GOAL
Skip the pictures and extract all of the lines exactly as written.

DATA SHOWN
------------------------------------------------

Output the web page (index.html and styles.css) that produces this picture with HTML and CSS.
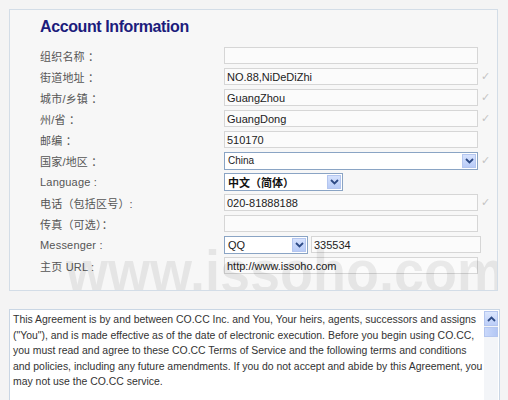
FILE: index.html
```html
<!DOCTYPE html>
<html lang="zh">
<head>
  <meta charset="UTF-8">
  <title>Account Information</title>
  <link rel="stylesheet" href="styles.css">
</head>
<body>
  <div class="panel">
    <h1>Account Information</h1>
    <div class="rows">
      <div class="row"><label>组织名称 ：</label><input class="field" value=""><span class="check"></span></div>
      <div class="row"><label>街道地址 ：</label><input class="field" value="NO.88,NiDeDiZhi"><span class="check">✓</span></div>
      <div class="row"><label>城市/乡镇 ：</label><input class="field" value="GuangZhou"><span class="check">✓</span></div>
      <div class="row"><label>州/省 ：</label><input class="field" value="GuangDong"><span class="check">✓</span></div>
      <div class="row"><label>邮编 ：</label><input class="field" value="510170"><span class="check"></span></div>
      <div class="row"><label>国家/地区 ：</label>
        <div class="select country"><span class="select-text small">China</span><span class="arrow"><svg width="9" height="6" viewBox="0 0 9 6"><path d="M1 1 L4.5 4.5 L8 1" fill="none" stroke="#2d4a85" stroke-width="1.8"/></svg></span></div>
        <span class="check">✓</span></div>
      <div class="row"><label>Language :</label>
        <div class="select language"><span class="select-text bold">中文（简体）</span><span class="arrow"><svg width="9" height="6" viewBox="0 0 9 6"><path d="M1 1 L4.5 4.5 L8 1" fill="none" stroke="#2d4a85" stroke-width="1.8"/></svg></span></div>
        <span class="check"></span></div>
      <div class="row"><label>电话（包括区号）:</label><input class="field" value="020-81888188"><span class="check">✓</span></div>
      <div class="row"><label>传真（可选）：</label><input class="field" value=""><span class="check"></span></div>
      <div class="row"><label>Messenger :</label>
        <div class="select messenger"><span class="select-text">QQ</span><span class="arrow"><svg width="9" height="6" viewBox="0 0 9 6"><path d="M1 1 L4.5 4.5 L8 1" fill="none" stroke="#2d4a85" stroke-width="1.8"/></svg></span></div>
        <input class="field im" value="335534"></div>
      <div class="row"><label>主页 URL :</label><input class="field" value="http://www.issoho.com"><span class="check"></span></div>
    </div>
    <div class="watermark">www.issoho.com</div>
  </div>

  <div class="agreement">
    <div class="agreement-text">
      This Agreement is by and between CO.CC Inc. and You, Your heirs, agents, successors and assigns<br>
      ("You"), and is made effective as of the date of electronic execution. Before you begin using CO.CC,<br>
      you must read and agree to these CO.CC Terms of Service and the following terms and conditions<br>
      and policies, including any future amendments. If you do not accept and abide by this Agreement, you<br>
      may not use the CO.CC service.
    </div>
    <div class="scrollbar">
      <span class="scroll-up"><svg width="9" height="6" viewBox="0 0 9 6"><path d="M1 5 L4.5 1.5 L8 5" fill="none" stroke="#2d4a85" stroke-width="1.8"/></svg></span>
      <span class="scroll-thumb"></span>
    </div>
  </div>
</body>
</html>
```

FILE: styles.css
```css
* {
  box-sizing: border-box;
}
body {
  margin: 0;
  background: #f4f4f4;
  font-family: 'Liberation Sans', Arial, 'Noto Sans CJK SC', sans-serif;
  color: #444;
  overflow: hidden;
}
.panel {
  position: relative;
  margin: 9px 0 0 9px;
  width: 489px;
  height: 282px;
  border: 1px solid #d3dde7;
  background: #f7f7f7;
  padding: 7px 0 0 30px;
  overflow: hidden;
}
h1 {
  margin: 0 0 8px 0;
  font-size: 16px;
  letter-spacing: -0.4px;
  line-height: 20px;
  font-weight: bold;
  color: #1c1c7c;
}
.row {
  display: flex;
  align-items: center;
  height: 21px;
  position: relative;
  z-index: 1;
}
.row label {
  width: 184px;
  flex: none;
  font-size: 11px;
  color: #555;
  letter-spacing: 0.2px;
}
.field {
  width: 254px;
  height: 17px;
  border: 1px solid #d6d6d6;
  background: #fbfbfb;
  font-family: 'Liberation Sans', Arial, sans-serif;
  font-size: 11px;
  color: #222;
  padding: 0 2px;
  margin: 0;
  outline: none;
}
.field.im {
  width: 170px;
  margin-left: 3px;
}
.check {
  width: 14px;
  margin-left: 3px;
  font-size: 11px;
  color: #c4c4c4;
  font-family: 'DejaVu Sans', sans-serif;
}
.select {
  display: flex;
  align-items: center;
  justify-content: space-between;
  height: 18px;
  border: 1px solid #8aa4c4;
  background: #fff;
  padding: 0 1px 0 3px;
}
.country {
  width: 254px;
}
.language {
  width: 119px;
}
.messenger {
  width: 84px;
}
.select-text {
  font-size: 11px;
  color: #222;
}
.select-text.small {
  font-size: 10px;
}
.select-text.bold {
  font-family: 'Noto Sans CJK SC', sans-serif;
  font-size: 11px;
  font-weight: bold;
  color: #111;
}
.arrow {
  display: flex;
  align-items: center;
  justify-content: center;
  width: 14px;
  height: 14px;
  background: linear-gradient(#d6e2fd, #b8cbf7);
  border: 1px solid #b4c6ef;
}
.watermark {
  position: absolute;
  left: 56px;
  top: 230px;
  font-family: 'Liberation Sans', Arial, sans-serif;
  font-weight: bold;
  font-size: 54px;
  color: rgba(0, 0, 0, 0.07);
  transform: scaleY(1.1);
  white-space: nowrap;
  z-index: 2;
  pointer-events: none;
}
.agreement {
  position: relative;
  margin: 18px 0 0 9px;
  width: 491px;
  height: 120px;
  border: 1px solid #c9d6e4;
  background: #fff;
  display: flex;
}
.agreement-text {
  flex: 1;
  min-width: 0;
  overflow: hidden;
  padding: 2px 0 0 3px;
  font-size: 10.45px;
  line-height: 15.5px;
  color: #333;
  white-space: nowrap;
}
.scrollbar {
  width: 14px;
  flex: none;
  margin: 1px 1px 0 0;
  background: #f3f5f8;
  display: flex;
  flex-direction: column;
}
.scroll-up {
  display: flex;
  align-items: center;
  justify-content: center;
  height: 15px;
  background: linear-gradient(#dbe6fd, #bccef8);
  border: 1px solid #b4c6ef;
}
.scroll-thumb {
  height: 10px;
  margin-top: 1px;
  background: linear-gradient(90deg, #c9d8fb, #b3c7f4);
  border: 1px solid #b4c6ef;
}
```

------------------------------------------------

PROBLEM SOLUTION
Output the web page (index.html and styles.css) that produces this picture with HTML and CSS.
FILE: index.html
```html
<!DOCTYPE html>
<html lang="zh">
<head>
  <meta charset="UTF-8">
  <title>Account Information</title>
  <link rel="stylesheet" href="styles.css">
</head>
<body>
  <div class="panel">
    <h1>Account Information</h1>
    <div class="rows">
      <div class="row"><label>组织名称 ：</label><input class="field" value=""><span class="check"></span></div>
      <div class="row"><label>街道地址 ：</label><input class="field" value="NO.88,NiDeDiZhi"><span class="check">✓</span></div>
      <div class="row"><label>城市/乡镇 ：</label><input class="field" value="GuangZhou"><span class="check">✓</span></div>
      <div class="row"><label>州/省 ：</label><input class="field" value="GuangDong"><span class="check">✓</span></div>
      <div class="row"><label>邮编 ：</label><input class="field" value="510170"><span class="check"></span></div>
      <div class="row"><label>国家/地区 ：</label>
        <div class="select country"><span class="select-text small">China</span><span class="arrow"><svg width="9" height="6" viewBox="0 0 9 6"><path d="M1 1 L4.5 4.5 L8 1" fill="none" stroke="#2d4a85" stroke-width="1.8"/></svg></span></div>
        <span class="check">✓</span></div>
      <div class="row"><label>Language :</label>
        <div class="select language"><span class="select-text bold">中文（简体）</span><span class="arrow"><svg width="9" height="6" viewBox="0 0 9 6"><path d="M1 1 L4.5 4.5 L8 1" fill="none" stroke="#2d4a85" stroke-width="1.8"/></svg></span></div>
        <span class="check"></span></div>
      <div class="row"><label>电话（包括区号）:</label><input class="field" value="020-81888188"><span class="check">✓</span></div>
      <div class="row"><label>传真（可选）：</label><input class="field" value=""><span class="check"></span></div>
      <div class="row"><label>Messenger :</label>
        <div class="select messenger"><span class="select-text">QQ</span><span class="arrow"><svg width="9" height="6" viewBox="0 0 9 6"><path d="M1 1 L4.5 4.5 L8 1" fill="none" stroke="#2d4a85" stroke-width="1.8"/></svg></span></div>
        <input class="field im" value="335534"></div>
      <div class="row"><label>主页 URL :</label><input class="field" value="http://www.issoho.com"><span class="check"></span></div>
    </div>
    <div class="watermark">www.issoho.com</div>
  </div>

  <div class="agreement">
    <div class="agreement-text">
      This Agreement is by and between CO.CC Inc. and You, Your heirs, agents, successors and assigns<br>
      ("You"), and is made effective as of the date of electronic execution. Before you begin using CO.CC,<br>
      you must read and agree to these CO.CC Terms of Service and the following terms and conditions<br>
      and policies, including any future amendments. If you do not accept and abide by this Agreement, you<br>
      may not use the CO.CC service.
    </div>
    <div class="scrollbar">
      <span class="scroll-up"><svg width="9" height="6" viewBox="0 0 9 6"><path d="M1 5 L4.5 1.5 L8 5" fill="none" stroke="#2d4a85" stroke-width="1.8"/></svg></span>
      <span class="scroll-thumb"></span>
    </div>
  </div>
</body>
</html>
```

FILE: styles.css
```css
* {
  box-sizing: border-box;
}
body {
  margin: 0;
  background: #f4f4f4;
  font-family: 'Liberation Sans', Arial, 'Noto Sans CJK SC', sans-serif;
  color: #444;
  overflow: hidden;
}
.panel {
  position: relative;
  margin: 9px 0 0 9px;
  width: 489px;
  height: 282px;
  border: 1px solid #d3dde7;
  background: #f7f7f7;
  padding: 7px 0 0 30px;
  overflow: hidden;
}
h1 {
  margin: 0 0 8px 0;
  font-size: 16px;
  letter-spacing: -0.4px;
  line-height: 20px;
  font-weight: bold;
  color: #1c1c7c;
}
.row {
  display: flex;
  align-items: center;
  height: 21px;
  position: relative;
  z-index: 1;
}
.row label {
  width: 184px;
  flex: none;
  font-size: 11px;
  color: #555;
  letter-spacing: 0.2px;
}
.field {
  width: 254px;
  height: 17px;
  border: 1px solid #d6d6d6;
  background: #fbfbfb;
  font-family: 'Liberation Sans', Arial, sans-serif;
  font-size: 11px;
  color: #222;
  padding: 0 2px;
  margin: 0;
  outline: none;
}
.field.im {
  width: 170px;
  margin-left: 3px;
}
.check {
  width: 14px;
  margin-left: 3px;
  font-size: 11px;
  color: #c4c4c4;
  font-family: 'DejaVu Sans', sans-serif;
}
.select {
  display: flex;
  align-items: center;
  justify-content: space-between;
  height: 18px;
  border: 1px solid #8aa4c4;
  background: #fff;
  padding: 0 1px 0 3px;
}
.country {
  width: 254px;
}
.language {
  width: 119px;
}
.messenger {
  width: 84px;
}
.select-text {
  font-size: 11px;
  color: #222;
}
.select-text.small {
  font-size: 10px;
}
.select-text.bold {
  font-family: 'Noto Sans CJK SC', sans-serif;
  font-size: 11px;
  font-weight: bold;
  color: #111;
}
.arrow {
  display: flex;
  align-items: center;
  justify-content: center;
  width: 14px;
  height: 14px;
  background: linear-gradient(#d6e2fd, #b8cbf7);
  border: 1px solid #b4c6ef;
}
.watermark {
  position: absolute;
  left: 56px;
  top: 230px;
  font-family: 'Liberation Sans', Arial, sans-serif;
  font-weight: bold;
  font-size: 54px;
  color: rgba(0, 0, 0, 0.07);
  transform: scaleY(1.1);
  white-space: nowrap;
  z-index: 2;
  pointer-events: none;
}
.agreement {
  position: relative;
  margin: 18px 0 0 9px;
  width: 491px;
  height: 120px;
  border: 1px solid #c9d6e4;
  background: #fff;
  display: flex;
}
.agreement-text {
  flex: 1;
  min-width: 0;
  overflow: hidden;
  padding: 2px 0 0 3px;
  font-size: 10.45px;
  line-height: 15.5px;
  color: #333;
  white-space: nowrap;
}
.scrollbar {
  width: 14px;
  flex: none;
  margin: 1px 1px 0 0;
  background: #f3f5f8;
  display: flex;
  flex-direction: column;
}
.scroll-up {
  display: flex;
  align-items: center;
  justify-content: center;
  height: 15px;
  background: linear-gradient(#dbe6fd, #bccef8);
  border: 1px solid #b4c6ef;
}
.scroll-thumb {
  height: 10px;
  margin-top: 1px;
  background: linear-gradient(90deg, #c9d8fb, #b3c7f4);
  border: 1px solid #b4c6ef;
}
```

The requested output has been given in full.